Yes, I agree it's not easy to abstract away some of the required functionality. Have you considered providing begin() and end() iterators? (see task_proxy.h for an example of how to provide these)

But choosing the implementation at compile time is completely fine (I agree we don't want dynamic dispatch) and if templates simplify the code, that's good.

Yes, I have considered implementing iterators. The problem with begin and end is that bitset is sorted but unordered set is not. The implementation of, e.g., c_some, look different then because in sorted iteration we can set an additional break (https://github.com/rleap-project/dlplan/blob/main/src/core/elements/concepts/some.h) whereas in unsorted iteration we can not set an additional break. Similar thing happens even in simple set operations like intersection, union, or difference where naive implementation using iterators are not optimized for Bitset.

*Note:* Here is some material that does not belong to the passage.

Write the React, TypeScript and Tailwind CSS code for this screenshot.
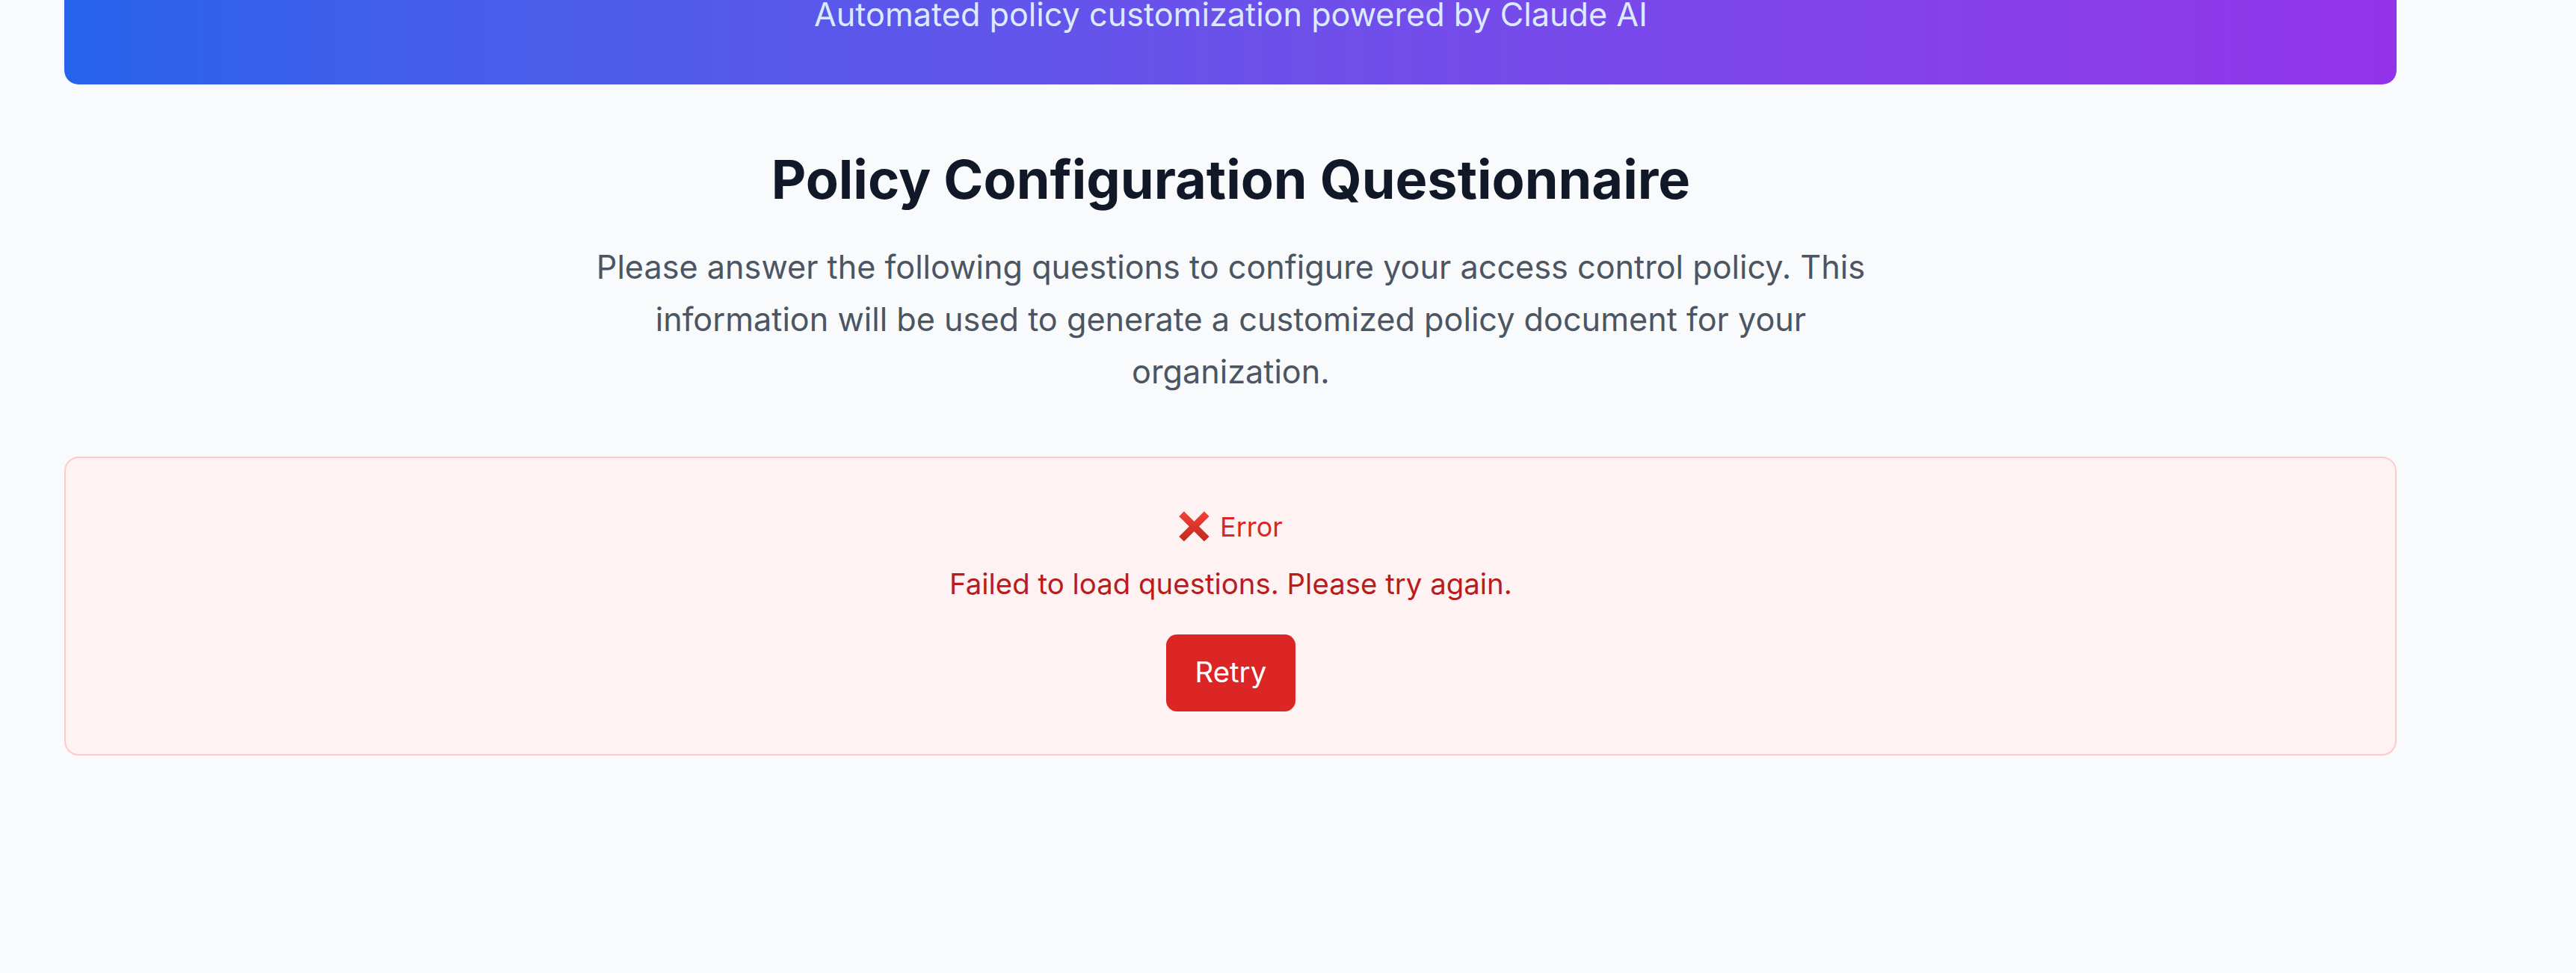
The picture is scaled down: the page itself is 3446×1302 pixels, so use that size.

I suggest that we just live with the code duplication for now and move the evaluation inside the Denotations such that we do not have to expose the underlying container as we currently do.

I think we need to give the new class methods for operations like intersection, union, etc. Basically, we want an IntegerSet class for ConceptDenotation that has methods for all the required operations on sets (including looping over all elements).